My guess is that I could do more in order to have the charge distribution across and along the layers more uniform but I don't know how. Maybe working with 12 ppc instead of 6 ppc? I know that this will affect the memory but should increase the resolution during the whole simulation. What would you suggest? What would be the indicator that the number of ppc is acceptable, apart from comparing different results?

@cbontoiu From the limited knowledge where the artifacts come from, it is hard to suggest something.

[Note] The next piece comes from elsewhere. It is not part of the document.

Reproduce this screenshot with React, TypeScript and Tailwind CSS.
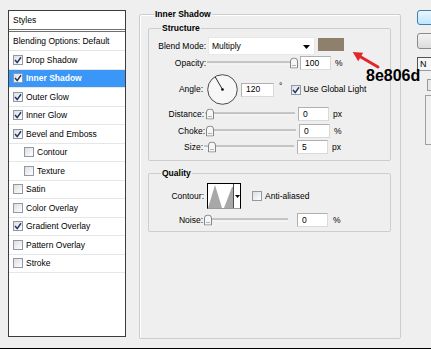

In general I would only use more macro particles if the numeric stability requires it - or in other words: to reduce numeric noise caused by the (low) particle sampling. Since you already use 6ppc, the simulation might have encountered a different issue. In PIConGPU we have a minimal weighting. In your case you might have run into the minimum weighting, if you stayed with the default value.
According to your plots, you have ~300GC/m^3. Thus ~300GC/m^-3 / 1.6e-19 C ~2e30 electrons/m^3. If I multiply this with your cell volume:

300e9/1,6e-19 * 0,034e-9 * 0,038e-9 * 0,034e-9 ~0.08

I get a number of 0.08 electrons per cell. Thus, if your minimal weighting is not w_min << 0.08, PIConGPU will reduce the number of macro particles per cell from 6 to 5 and so on until the macro particles fulfill the minimal weighting. In case the minimum weighting is not fulfilled by a single macro-particle, no macro-particle is created and thus your density in the simulation is not sampled, or in other words is assumed to be zero. Increasing the ppc from 6ppc to 12ppc would not solve this problem.

Could you give us your current minimum weighting and the weighting distribution of your macro particles? Are as many macro particles generated as you expected?

@PrometheusPi

Hello and thank you for your support. I paid attention to min. weighting. In particle.param it is defined as constexpr float_X MIN_WEIGHTING = 1e-04; and in my simulation the value is 0.0162 with an average charge density of 60 Gc/m^3

But my definition for weight is cellVolume * BASE_DENSITY with BASE_DENSITY = 3.7e+29; # [atoms/m^3]

@cbontoiu Okay, your minimal weighting looks very good. Thus I am still confused where the artifacts come from. Especially the pixelate substructure looks strange.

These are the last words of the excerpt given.